The main objection is surely that it is fake, an objection that will trouble some and not others. I can see the argument, but it’s hardly going to replace normal beef entirely for those that want to pay a premium for it. Most people eating cheap beef pay little attention to how it was reared, which is why food producers have been able to get away with feeding us horse meat on the sly.
What’s more, between now and 2050, demand for beef is expected to rise by 70%. There is simply no way that demand can be met. Some will say we need to eat less meat, and they’re right. We in the West do eat too much meat and suffer the consequences. But this growth in demand is mainly going to come from the emerging middle classes of Asia. Who are we to tell people they can’t eat meat while we do? Synthetic beef would allow the nine billion of us to eat beef if we so desired. It would also free up the grain harvests currently going into animal feed, so it’s potentially a real bonus for food security on a crowded planet.
It would be a mistake however, to assume that the advent of cultured beef means that we can harmlessly carry on as we are. Ultimately we ought to be eating less meat even if there was no climate change, food security concerns or animal welfare concerns. We should be doing it for our own health.
And of course we do have all of those problems, and we can’t wait the estimated “10 to 20 years” before these sorts of meats are available commercially. Climate change is more urgent than that, so we still need to reduce the ecological impact of our diets.

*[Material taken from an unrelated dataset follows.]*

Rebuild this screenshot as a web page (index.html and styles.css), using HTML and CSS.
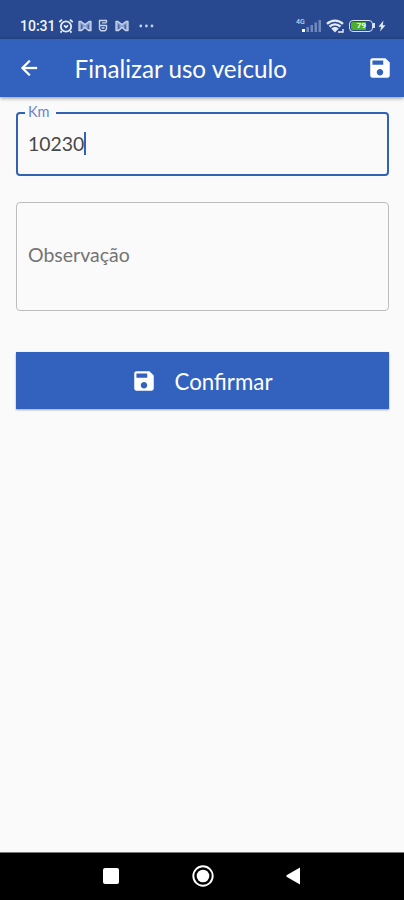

In short, this development doesn’t change anything right now. But it does offer us a potential technology for the future – not a silver bullet or a technofix, but one more useful tool. Like Carbon Capture and Storage, or Nuclear Fusion, or any number of other technologies, we should be investing and experimenting. But we should not depend on them, using them as excuses for putting off the behaviour changes we need today.
It ought to be possible to produce leather this way. You could grow a pair of shoes onto a casts of your feet and get a perfect fit.
Yes, although I’m not sure how durability would compare. I wouldn’t be surprised if hide needed to be lived in, worn in and stretched about to get its strength, but I really couldn’t say.